There is a certain division in horror, one that I think most people are reasonably aware of, even peripherally. There is high horror, like The Ring or Rosemary’s Baby or The Shining.
And then there’s camp horror, like Evil Dead and anything by Roger Corman and Fright Night. 666 Park Avenue falls into this second category. It’s so, so camp.
Which is, frankly, fine. This is a show that airs on ABC on Sunday nights after Once Upon a Time. Camp, my dear, is perfect. But before we get to all that, let’s run down the show particulars.
666 Park Avenue is an hour-long about an evil building. Essentially. Rachael Taylor (of last year’s flop Charlie’s Angels) and Dave Annable (didn’t care) play Jane and Henry, a cute couple just moved to New York. They need a place to stay while Henry works for the Mayor’s office, and Jane looks for an architecture job. Awww.
Anyway, into their lives looms The Drake, a behemoth of a building run by the mysterious and creepy Gavin and Olivia Doran (Terry O’Quinn and Vanessa Williams). The Doran’s offer Jane a job as the building’s resident manager, a sweet gig that comes with a dreamy apartment and possible work on the renovations.
Obviously, though, things are not as they seem. The Dorans are Evil with a capital E, and out for Jane and Henry’s souls. All the people who live in the building are under their control, and sometimes it seems like the building itself is enforcing the contracts. In fact, in one memorable scene, we (SPOILERS) learn that the building itself is actually made of the souls of the damned. Which is cool. Gross, but cool.
Like I said above, this is camp horror at its finest. Yes, it’s a little silly to watch Rachael Taylor wandering around clearly suspicious hallways in her jammies, and it’s ridiculously silly wondering why the elevator is trying to kill that lady, but the show works. It works because you have no freaking clue what is going on with most of the characters at any given time. It’s character-based camp horror, and I enjoy the crap out of it.
What primarily sells the show, of course, is the performances. O’Quinn and Williams sparkle as the pair of evil socialites. They steal every scene they’re in, which is fine, because Taylor and Annable, nice as they seem, aren’t really up to the business of anchoring a show yet.
It works.
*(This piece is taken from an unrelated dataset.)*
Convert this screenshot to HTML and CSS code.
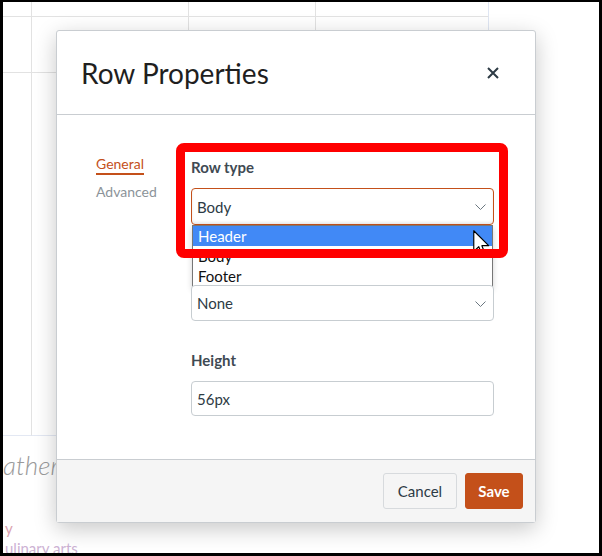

It’s fun and it works.
In contrast to that other prime-time horror show, American Horror Story, which I am aware has been moved from FOX to FX, 666 Park Avenue doesn’t rely on sex thrills to make the show spooky. That was really my problem with AHS, seeing it focus solely on our ability to be grossed or freaked out by some super-kinky sex. I’m not saying it wasn’t freaksome, I’m more saying I was insulted. Try harder, please.
666, however, doesn’t seem to be trying harder, and I don’t much mind. It ultimately comes down to the attitude of the show. ABC is clearly going for a soapy, fun, spooky hour of television that titillates and tantalizes. Not too scary, but not too nice either. It’s a good mix, and perfect for the network.
Also perfect for the network is the gender parity on the show. Jane is the more prominent character out of Henry-and-Jane, which is helped by Taylor’s general doe-eyed innocence. Her scenes with Williams are fun because the two actors really couldn’t be more different. And, as always, I enjoy the crap out of a show that effortlessly breezes through the Bechdel Test.
I’m not saying that 666 Park Avenue is the perfect show, or even that it’s your cup of tea. It’s camp horror with a dash of nighttime soap mixed in, which isn’t a super common tea. But it’s fun, and it’s well done. So, you might as well try.
It’s not like it’s going to cost you your soul or anything.